The day did not get off to the most auspicious start.

This was because it started far too soon after yesterday concluded, about two hours, actually.

I had an appointment this morning at nine thirty. We didn’t get to bed until almost six, and Mark decided, correctly, that we had better set the alarm early enough to give us time for some coffee first.

The dogs did not believe that we were serious about getting up and refused to budge. We steamed our eyes open with rich chewy coffee, and set off for Bowness in the pouring rain.

The appointment was with a sports therapist.

A sports therapist is not somebody who helps you realise why you have an instinctive aversion to all sorts of sport. This particular sports therapist was somebody who had been recommended to us as being very good for trapped nerves and bad backs.

Obviously we both went, neither of us is going to be left out if something interesting is happening to the other one. Mark sat in an armchair and watched with amused interest as I stripped down to my underwear and the therapist lady pointed out that my back has an unnatural kink in it and that half of my bottom is lower than the other half.

Oh, the indignity of getting older.

After that I had to lie on a table with my head in a hole whilst she covered me with hot towels and prodded and poked at bits of me.

The hot towels were nice.

In the end she made me wag my legs about from side to side and told me that I had to think holistic thoughts, and that if I followed a regime of careful relaxing I would make every bone in my body feel better.

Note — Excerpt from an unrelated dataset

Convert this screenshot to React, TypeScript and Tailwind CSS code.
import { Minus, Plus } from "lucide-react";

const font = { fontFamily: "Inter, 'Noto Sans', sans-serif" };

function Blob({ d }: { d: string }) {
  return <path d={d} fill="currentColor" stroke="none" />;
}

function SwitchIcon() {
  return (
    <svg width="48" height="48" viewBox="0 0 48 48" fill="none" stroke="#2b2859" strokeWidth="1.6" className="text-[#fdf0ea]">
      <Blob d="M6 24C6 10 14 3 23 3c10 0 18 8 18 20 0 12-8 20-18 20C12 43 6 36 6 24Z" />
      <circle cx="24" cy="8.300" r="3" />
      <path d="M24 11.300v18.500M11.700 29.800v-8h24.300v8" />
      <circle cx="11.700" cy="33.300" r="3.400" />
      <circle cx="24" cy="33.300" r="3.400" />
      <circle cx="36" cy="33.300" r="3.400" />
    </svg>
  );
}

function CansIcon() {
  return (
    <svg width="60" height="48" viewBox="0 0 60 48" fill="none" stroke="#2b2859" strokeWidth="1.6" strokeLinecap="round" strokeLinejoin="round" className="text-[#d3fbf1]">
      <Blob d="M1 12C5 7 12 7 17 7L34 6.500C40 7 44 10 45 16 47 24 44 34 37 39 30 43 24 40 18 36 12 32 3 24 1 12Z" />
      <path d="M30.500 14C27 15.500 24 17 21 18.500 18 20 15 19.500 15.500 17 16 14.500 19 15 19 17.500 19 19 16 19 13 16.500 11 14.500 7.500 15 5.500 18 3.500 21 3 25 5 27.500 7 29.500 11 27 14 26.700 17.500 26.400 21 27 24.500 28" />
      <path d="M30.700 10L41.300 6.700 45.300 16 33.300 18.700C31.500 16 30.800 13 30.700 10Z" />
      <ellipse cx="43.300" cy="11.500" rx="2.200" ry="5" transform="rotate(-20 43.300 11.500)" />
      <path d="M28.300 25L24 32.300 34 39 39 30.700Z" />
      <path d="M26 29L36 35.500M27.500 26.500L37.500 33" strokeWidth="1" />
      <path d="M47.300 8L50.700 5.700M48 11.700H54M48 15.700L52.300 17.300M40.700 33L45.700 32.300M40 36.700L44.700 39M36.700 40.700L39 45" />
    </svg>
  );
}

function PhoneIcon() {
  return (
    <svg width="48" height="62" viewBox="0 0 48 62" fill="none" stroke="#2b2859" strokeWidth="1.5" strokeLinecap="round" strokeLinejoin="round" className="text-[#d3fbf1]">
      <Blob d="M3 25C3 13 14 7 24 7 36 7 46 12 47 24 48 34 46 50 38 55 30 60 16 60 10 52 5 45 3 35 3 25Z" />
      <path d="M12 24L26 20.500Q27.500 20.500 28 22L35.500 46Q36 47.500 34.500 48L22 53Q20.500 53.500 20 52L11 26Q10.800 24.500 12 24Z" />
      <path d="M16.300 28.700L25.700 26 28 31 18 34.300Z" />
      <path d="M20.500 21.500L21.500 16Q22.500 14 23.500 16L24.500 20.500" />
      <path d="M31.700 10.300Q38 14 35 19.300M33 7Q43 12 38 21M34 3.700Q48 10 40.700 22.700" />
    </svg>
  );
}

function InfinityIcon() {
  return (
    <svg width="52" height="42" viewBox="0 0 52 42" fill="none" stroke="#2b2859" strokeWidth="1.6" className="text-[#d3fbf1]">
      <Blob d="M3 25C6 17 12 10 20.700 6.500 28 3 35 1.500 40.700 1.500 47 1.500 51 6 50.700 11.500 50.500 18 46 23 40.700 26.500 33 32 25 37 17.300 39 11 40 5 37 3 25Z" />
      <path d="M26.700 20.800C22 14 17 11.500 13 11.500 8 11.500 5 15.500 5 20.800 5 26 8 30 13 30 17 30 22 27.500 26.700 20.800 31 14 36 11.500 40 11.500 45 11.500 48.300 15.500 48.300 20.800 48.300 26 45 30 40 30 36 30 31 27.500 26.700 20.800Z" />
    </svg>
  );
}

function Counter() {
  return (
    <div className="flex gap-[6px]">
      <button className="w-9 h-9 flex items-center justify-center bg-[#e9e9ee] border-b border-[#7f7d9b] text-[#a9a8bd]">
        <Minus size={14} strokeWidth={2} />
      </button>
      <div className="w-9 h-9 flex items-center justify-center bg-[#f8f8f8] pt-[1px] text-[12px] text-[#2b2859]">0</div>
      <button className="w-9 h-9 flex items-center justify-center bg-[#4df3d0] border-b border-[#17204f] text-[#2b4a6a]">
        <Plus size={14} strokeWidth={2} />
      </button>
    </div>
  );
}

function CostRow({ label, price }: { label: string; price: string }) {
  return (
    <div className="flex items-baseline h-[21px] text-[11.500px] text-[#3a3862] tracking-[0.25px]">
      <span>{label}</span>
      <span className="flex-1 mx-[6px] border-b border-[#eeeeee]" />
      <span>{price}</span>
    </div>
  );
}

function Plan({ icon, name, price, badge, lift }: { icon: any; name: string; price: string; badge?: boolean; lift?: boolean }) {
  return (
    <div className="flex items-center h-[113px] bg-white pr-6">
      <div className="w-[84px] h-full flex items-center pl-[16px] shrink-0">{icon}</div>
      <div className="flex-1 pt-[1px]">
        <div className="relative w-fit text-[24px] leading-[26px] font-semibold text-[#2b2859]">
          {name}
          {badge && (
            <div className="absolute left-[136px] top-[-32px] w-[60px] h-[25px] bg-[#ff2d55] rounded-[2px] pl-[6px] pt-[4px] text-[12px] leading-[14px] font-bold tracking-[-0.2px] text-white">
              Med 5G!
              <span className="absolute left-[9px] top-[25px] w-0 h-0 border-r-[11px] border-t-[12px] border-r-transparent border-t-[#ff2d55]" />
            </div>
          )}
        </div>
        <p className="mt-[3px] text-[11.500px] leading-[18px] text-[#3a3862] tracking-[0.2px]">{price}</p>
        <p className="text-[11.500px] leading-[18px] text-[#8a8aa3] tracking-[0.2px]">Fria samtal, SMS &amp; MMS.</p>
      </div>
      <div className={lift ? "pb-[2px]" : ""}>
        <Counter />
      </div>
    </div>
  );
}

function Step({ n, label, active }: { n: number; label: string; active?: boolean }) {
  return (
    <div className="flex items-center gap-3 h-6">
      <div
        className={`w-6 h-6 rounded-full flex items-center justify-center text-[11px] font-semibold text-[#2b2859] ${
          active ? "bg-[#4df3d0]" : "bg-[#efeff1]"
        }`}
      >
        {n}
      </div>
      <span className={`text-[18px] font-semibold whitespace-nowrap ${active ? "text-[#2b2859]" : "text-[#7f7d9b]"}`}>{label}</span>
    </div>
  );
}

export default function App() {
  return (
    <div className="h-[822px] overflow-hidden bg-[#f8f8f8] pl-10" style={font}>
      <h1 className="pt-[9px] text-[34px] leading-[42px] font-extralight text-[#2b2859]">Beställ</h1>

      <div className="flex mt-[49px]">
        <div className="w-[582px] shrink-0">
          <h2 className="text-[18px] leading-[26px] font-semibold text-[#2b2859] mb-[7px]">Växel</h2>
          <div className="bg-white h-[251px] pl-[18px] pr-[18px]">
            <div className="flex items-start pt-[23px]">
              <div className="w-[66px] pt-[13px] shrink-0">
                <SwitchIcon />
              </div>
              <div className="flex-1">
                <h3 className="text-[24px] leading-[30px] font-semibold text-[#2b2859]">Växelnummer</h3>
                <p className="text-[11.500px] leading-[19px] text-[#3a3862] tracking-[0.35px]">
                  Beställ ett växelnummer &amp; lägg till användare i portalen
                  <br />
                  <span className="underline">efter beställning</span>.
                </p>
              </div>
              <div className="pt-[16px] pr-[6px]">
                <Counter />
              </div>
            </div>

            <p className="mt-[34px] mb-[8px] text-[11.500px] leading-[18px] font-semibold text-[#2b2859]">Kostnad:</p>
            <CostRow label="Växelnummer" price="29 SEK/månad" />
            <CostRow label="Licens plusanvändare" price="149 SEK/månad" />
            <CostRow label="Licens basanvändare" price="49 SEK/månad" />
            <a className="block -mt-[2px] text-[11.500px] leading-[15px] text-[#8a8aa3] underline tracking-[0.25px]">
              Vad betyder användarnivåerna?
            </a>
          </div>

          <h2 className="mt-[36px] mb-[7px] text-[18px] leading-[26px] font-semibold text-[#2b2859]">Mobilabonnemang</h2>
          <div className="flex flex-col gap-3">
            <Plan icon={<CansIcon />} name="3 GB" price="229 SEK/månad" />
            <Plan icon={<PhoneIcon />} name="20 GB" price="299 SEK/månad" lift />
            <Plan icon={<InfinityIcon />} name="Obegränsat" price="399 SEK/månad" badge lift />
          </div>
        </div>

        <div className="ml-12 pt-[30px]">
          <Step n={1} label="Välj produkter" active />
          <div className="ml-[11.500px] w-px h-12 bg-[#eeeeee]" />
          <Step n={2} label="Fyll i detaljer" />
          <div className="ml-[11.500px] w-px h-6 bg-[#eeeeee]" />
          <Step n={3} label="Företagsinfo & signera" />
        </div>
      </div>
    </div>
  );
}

This is the sort of advice I am always happy to hear, vastly preferable to the sort you get from guilt merchants who bang on about exercise and stretching and losing a bit of weight.

I felt pleasantly relaxed afterwards but it was the sort of relaxed that doesn’t make your trapped nerve feel any better at all. I took some drugs for that, and they helped.

By the time we got home Lucy had buzzed off to start her new career as a florist, so we went to the farm.

The day progressed very nicely apart from a terrible misfortune when I accidentally dropped my best paintbrush off the wobbly scaffolding and the dogs ate it.

I was dreadfully upset. It is my fine paintbrush, the one that I use for the tiny detailed bits.

We hunted around the workshop floor until we found the brush end, which was fortunately untouched, and Mark repaired it with some super glue and a bit of initiative.

The results are above.

When we got home we went back to bed for a couple of hours. The problem with doing this is that you then have two occasions in the day when you have got to get up without having had anywhere near enough sleep, and we were bleary-eyed and staggering for a second time.

Lucy was home by then, and we listened to her stories of her adventures. It turns out that she enjoys being a florist so far. She has been out doing deliveries to hotels and putting together bouquets and making little vases of flowers to go on tables, and she helped a man who had forgotten his wedding anniversary spell the card right.

She thinks that it might be more fun than tipping rice over restaurant customers, because nobody is drunk and she likes the idea of working during the day. Nobody in our family does this, and it had not really occurred to her as a possible pattern for a working life, she was quite charmed by the novelty of the idea.

She went off upstairs to enjoy the luxury of an unoccupied evening, and we went back to the farm, where we had invited ourselves to dinner with Mark’s sister and her family.

She is a jolly good cook, and dinner turned out to be both splendid and plentiful, with a large rice pudding at the end, served with custard. Mark was especially pleased indeed at this turn of events, and ate a great deal, and we sat back at the end with a splendid feeling of being contentedly stuffed, and drank large mugs of tea to round it all off.

It was a busy day.

I am going to go back to bed now. It would be for the third time today, except it is now tomorrow.